In my case, the court immediately got Children's Services involved and the rep stood up in court and stated they had "No Concerns" about me.  However, all the court did was then grant me alternate weekends, but no custodial voice.  These days many courts are more inclined to issue equal time orders but beware that based on mother's extreme filing the court may be cautious about granting you typical orders.  If that is the case can your lawyer ask that the court review any "less bad" terms a few months from now?  Why?  Because our sorts of "temp" orders are anything but temporary. Around here temp orders are 1 to 2 years, sometimes longer.  Mine was 2 years and neither court nor the lawyers were inclined to fix its assumptions and lack of clarity.

The first thing domestic court did was to make a temp order.  It is standard for the court to set firm dates and times for exchanges.  Your task is to ensure they're as good (or as "less bad") as they can be.  I agree, my ex too imagined she could waltz into court and tell the court what she demanded.  Court doesn't work like that.
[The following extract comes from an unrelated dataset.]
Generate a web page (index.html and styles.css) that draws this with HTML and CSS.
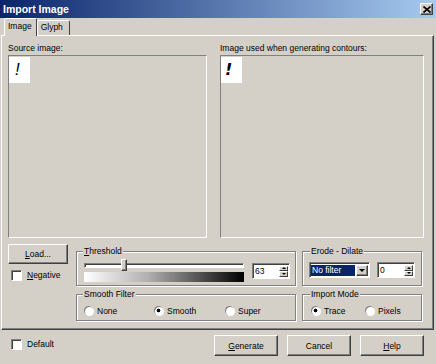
FILE: index.html
```html
<!DOCTYPE html>
<html>
<head>
    <title>Import Image</title>
    <link rel="stylesheet" href="styles.css">
</head>
<body>
<div class="window">
    <div class="titlebar">
        <span class="title">Import Image</span>
        <span class="close-btn">
            <svg width="8" height="7" viewBox="0 0 8 7"><path d="M0.5 0.5 L7.5 6.5 M7.5 0.5 L0.5 6.5" stroke="#000" stroke-width="1.6"/></svg>
        </span>
    </div>

    <div class="tabs">
        <div class="tab active">Image</div>
        <div class="tab">Glyph</div>
    </div>

    <div class="panel">
        <div class="previews">
            <div class="preview preview-left">
                <div class="caption">Source image:</div>
                <div class="imagebox"><div class="thumb">!</div></div>
            </div>
            <div class="preview preview-right">
                <div class="caption">Image used when generating contours:</div>
                <div class="imagebox"><div class="thumb thumb-bold">!</div></div>
            </div>
        </div>

        <div class="controls">
            <div class="col-load">
                <button class="btn btn-load"><u>L</u>oad...</button>
                <div class="check-row">
                    <span class="check"></span><span><u>N</u>egative</span>
                </div>
            </div>

            <div class="col-mid">
                <div class="group group-threshold">
                    <div class="legend"><u>T</u>hreshold</div>
                    <div class="threshold-row">
                        <div class="slider-col">
                            <div class="slider">
                                <div class="track"></div>
                                <div class="thumb-knob"></div>
                            </div>
                            <div class="ramp"></div>
                        </div>
                        <div class="spin">
                            <span class="spin-value">63</span>
                            <span class="spin-btns"><span class="spin-up"></span><span class="spin-down"></span></span>
                        </div>
                    </div>
                </div>
                <div class="group group-radios">
                    <div class="legend">Smooth Filter</div>
                    <div class="radio-row">
                        <span class="radio-item w70"><span class="radio"></span>None</span>
                        <span class="radio-item w71"><span class="radio on"></span>Smooth</span>
                        <span class="radio-item"><span class="radio"></span>Super</span>
                    </div>
                </div>
            </div>

            <div class="col-right">
                <div class="group group-threshold group-narrow">
                    <div class="legend legend-right">Erode - Dilate</div>
                    <div class="erode-row">
                        <div class="combo">
                            <span class="combo-value">No filter</span>
                            <span class="combo-btn"></span>
                        </div>
                        <div class="spin">
                            <span class="spin-value">0</span>
                            <span class="spin-btns"><span class="spin-up"></span><span class="spin-down"></span></span>
                        </div>
                    </div>
                </div>
                <div class="group group-radios group-narrow">
                    <div class="legend legend-right">Import Mode</div>
                    <div class="radio-row mode-row">
                        <span class="radio-item w54"><span class="radio on"></span>Trace</span>
                        <span class="radio-item"><span class="radio"></span>Pixels</span>
                    </div>
                </div>
            </div>
        </div>
    </div>

    <div class="footer">
        <div class="check-row footer-check">
            <span class="check"></span><span>Default</span>
        </div>
        <div class="buttons">
            <button class="btn"><u>G</u>enerate</button>
            <button class="btn">Cancel</button>
            <button class="btn"><u>H</u>elp</button>
        </div>
    </div>
</div>
</body>
</html>
```

FILE: styles.css
```css
/* Classic Windows dialog look */
* {
    box-sizing: border-box;
}

body {
    margin: 0;
    background-color: #d4d0c8;
    font-family: "Liberation Sans", Arial, sans-serif;
    font-size: 8.5px;
    color: #000;
}

u {
    text-decoration: underline;
    text-underline-offset: 1px;
}

.window {
    width: 436px;
    height: 364px;
    display: flex;
    flex-direction: column;
    overflow: hidden;
}

/* Title bar */
.titlebar {
    height: 18px;
    flex: none;
    background: linear-gradient(to right, #0a246a, #a6caf0);
    display: flex;
    align-items: center;
    justify-content: space-between;
    padding: 0 3px 0 3px;
}

.title {
    color: #fff;
    font-weight: bold;
    font-size: 10.5px;
}

.close-btn {
    width: 13px;
    height: 12px;
    background-color: #d4d0c8;
    border: 1px solid;
    border-color: #fff #404040 #404040 #fff;
    box-shadow: inset -1px -1px #808080;
    display: flex;
    align-items: center;
    justify-content: center;
}

/* Tabs */
.tabs {
    height: 17px;
    flex: none;
    display: flex;
    align-items: flex-end;
    padding-left: 4px;
}

.tab {
    height: 15px;
    line-height: 13px;
    padding: 0 6px 0 3px;
    border: 1px solid;
    border-bottom: none;
    border-color: #fff #404040 transparent #fff;
    border-radius: 2px 2px 0 0;
}

.tab.active {
    height: 18px;
    margin-bottom: -1px;
    padding: 1px 4px 0 3px;
    background-color: #d4d0c8;
    position: relative;
    z-index: 1;
}

/* Tab page */
.panel {
    flex: none;
    height: 295px;
    width: 433px;
    margin-left: 1px;
    border: 1px solid;
    border-color: #fff #404040 #404040 #fff;
    box-shadow: inset -1px -1px #808080;
    padding: 7px 0 0 6px;
}

.previews {
    display: flex;
    gap: 13px;
}

.preview-left {
    width: 199px;
}

.preview-right {
    width: 204px;
}

.caption {
    line-height: 11px;
    height: 11px;
}

.imagebox {
    margin-top: 1px;
    height: 183px;
    border: 1px solid;
    border-color: #808080 #fff #fff #808080;
    padding: 1px 0 0 0;
}

.thumb {
    width: 21px;
    height: 26px;
    background-color: #fff;
    font-family: "Liberation Sans", Arial, sans-serif;
    font-style: italic;
    font-size: 17px;
    line-height: 26px;
    padding-left: 6px;
}

.thumb-bold {
    font-family: "DejaVu Sans", sans-serif;
    font-weight: bold;
    font-size: 16px;
    padding-left: 4px;
}

/* Lower controls */
.controls {
    display: flex;
    margin-top: 6px;
}

.col-load {
    width: 60px;
    margin-right: 8px;
}

.col-mid {
    width: 220px;
    margin-right: 6px;
}

.col-right {
    width: 120px;
}

.btn {
    width: 64px;
    height: 21px;
    padding: 0;
    font-family: inherit;
    font-size: 8.5px;
    color: #000;
    background-color: #d4d0c8;
    border: 1px solid;
    border-color: #fff #404040 #404040 #fff;
    box-shadow: inset -1px -1px #808080;
    border-radius: 0;
}

.btn-load {
    width: 60px;
    height: 20px;
}

.check-row {
    display: flex;
    align-items: center;
    gap: 5px;
    line-height: 11px;
}

.col-load .check-row {
    margin-top: 6px;
    padding-left: 3px;
}

.check {
    width: 11px;
    height: 11px;
    background-color: #fff;
    border: 1px solid;
    border-color: #808080 #fff #fff #808080;
    box-shadow: inset 1px 1px #404040;
}

/* Group boxes */
.group {
    border: 1px solid #808080;
    box-shadow: inset 1px 1px #fff, 1px 1px #fff;
    padding: 0 0 0 7px;
}

.group-threshold {
    margin-top: 7px;
    height: 35px;
}

.group-radios {
    margin-top: 8px;
    height: 27px;
}

.group-narrow {
    padding-left: 6px;
}

.legend {
    width: fit-content;
    margin: -6px 0 0 -1px;
    padding: 0 1px;
    line-height: 11px;
    height: 11px;
    background-color: #d4d0c8;
}

.legend-right {
    margin-left: 1px;
}

.threshold-row {
    display: flex;
    align-items: center;
    gap: 8px;
    margin-top: 2px;
}

.slider-col {
    width: 160px;
}

.slider {
    height: 12px;
    position: relative;
    display: flex;
    align-items: center;
}

.track {
    width: 100%;
    height: 5px;
    background-color: #fff;
    border: 1px solid;
    border-color: #808080 #fff #fff #808080;
    box-shadow: inset 1px 1px #404040;
}

.thumb-knob {
    position: absolute;
    left: 37px;
    top: 0;
    width: 6px;
    height: 12px;
    background-color: #d4d0c8;
    border: 1px solid;
    border-color: #fff #404040 #404040 #fff;
    box-shadow: inset -1px -1px #808080;
}

.ramp {
    margin-top: 1px;
    height: 10px;
    background: linear-gradient(to right, #fff 0%, #b0b0b0 40%, #000 100%);
}

.spin {
    width: 38px;
    height: 16px;
    display: flex;
    background-color: #fff;
    border: 1px solid;
    border-color: #808080 #fff #fff #808080;
    box-shadow: inset 1px 1px #404040;
    padding: 2px 1px 1px 2px;
}

.spin-value {
    flex: 1;
    line-height: 11px;
}

.spin-btns {
    width: 9px;
    display: flex;
    flex-direction: column;
}

.spin-up,
.spin-down {
    flex: 1;
    background-color: #d4d0c8;
    border: 1px solid;
    border-color: #fff #404040 #404040 #fff;
    display: flex;
    align-items: center;
    justify-content: center;
}

.spin-up::after {
    content: "";
    border-left: 2px solid transparent;
    border-right: 2px solid transparent;
    border-bottom: 2px solid #000;
}

.spin-down::after {
    content: "";
    border-left: 2px solid transparent;
    border-right: 2px solid transparent;
    border-top: 2px solid #000;
}

.erode-row {
    display: flex;
    align-items: center;
    gap: 7px;
    margin-top: 5px;
}

.combo {
    width: 61px;
    height: 16px;
    display: flex;
    background-color: #fff;
    border: 1px solid;
    border-color: #808080 #fff #fff #808080;
    box-shadow: inset 1px 1px #404040;
    padding: 2px 1px 1px 1px;
}

.combo-value {
    flex: 1;
    background-color: #0a246a;
    color: #fff;
    line-height: 11px;
    padding-left: 1px;
    margin-right: 1px;
}

.combo-btn {
    width: 12px;
    background-color: #d4d0c8;
    border: 1px solid;
    border-color: #fff #404040 #404040 #fff;
    box-shadow: inset -1px -1px #808080;
    display: flex;
    align-items: center;
    justify-content: center;
}

.combo-btn::after {
    content: "";
    border-left: 3px solid transparent;
    border-right: 3px solid transparent;
    border-top: 3px solid #000;
}

.radio-row {
    display: flex;
    align-items: center;
    margin-top: 4px;
    height: 13px;
}

.mode-row {
    padding-left: 2px;
}

.radio-item {
    display: flex;
    align-items: center;
    gap: 4px;
}

.w70 {
    width: 70px;
}

.w71 {
    width: 71px;
}

.w54 {
    width: 54px;
}

.radio {
    width: 9px;
    height: 9px;
    border-radius: 50%;
    background-color: #fff;
    box-shadow: inset 1px 1px #808080, 1px 1px #fff;
}

.radio.on {
    background: radial-gradient(circle, #000 0, #000 1.6px, #fff 2.2px);
}

/* Bottom bar */
.footer {
    flex: 1;
    display: flex;
    align-items: flex-start;
    padding: 5px 12px 0 11px;
}

.footer-check {
    margin-top: 4px;
}

.buttons {
    margin-left: auto;
    display: flex;
    gap: 9px;
}
```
Frustrated/Unfortunate (click to insert in post)

However, my court did have unwritten and unstated deference and preference for mothers in general.  Family court judges are allowed wide discretion, especially if neither parent had been there before and thus no history.  In my case, another court had just started a Threat of DV case against her, granting me protection from her, yet when she rushed to domestic court, it totally ignored the adult matter pending — as though adult behaviors had no connection to parenting behaviors? — and issued a temp order where she had temp custody and temp majority time.  I had no custody and only alternate weekends and a 3 hour evening in between.

So, no, under nearly all circumstances she can't demand that you have your parenting with her hovering nearby.  The only exception might be if she were able to convince a court you needed supervised visitation.  And, yes, that's what my then-spouse tried to do to me when she filed for, get this, protection for her and son from me.  For a week or two her ex parte petition (without me there to defend myself) did have me blocked.  But court quickly had a subsequent hearing where CPS stood up and stated they had "no concerns" about me.  So court promptly dropped our son from her protection filing...

Repeat, you do not have to agree to her terms.  Courts are used to assigning fathers their own parenting time.  Not conditional upon mother's presence nor mother's approval.  Sadly, you won't be able to convince her of that, not matter how much you try to reason with her.  So once you've stated your position, best not to venture there again — remember to avoid pointless JADE (Justify, Argue, Defend, Explain) — let the lawyers and mediators handle it.

I can't imagine how your spouse has denied you access to counseling services, even if she is the spouse whose work carries the insurance.  Are you sure about that?  Just because she says so doesn't make it fact.

Even if that is the case, your county may have inexpensive or sliding scale counseling services available.  Be aware that professionals are often reluctant to "name" what mental health issues your spouse may or may not have.  Court and the professionals will not view you as an expert trained in mental health assessments despite your years of living with her.

Court doesn't care to fix either parent.  It treats them as they are and as adults.  You would do well to do the same, as much as possible try to deal with the facts and incident details, with the greater focus on the children just as court does.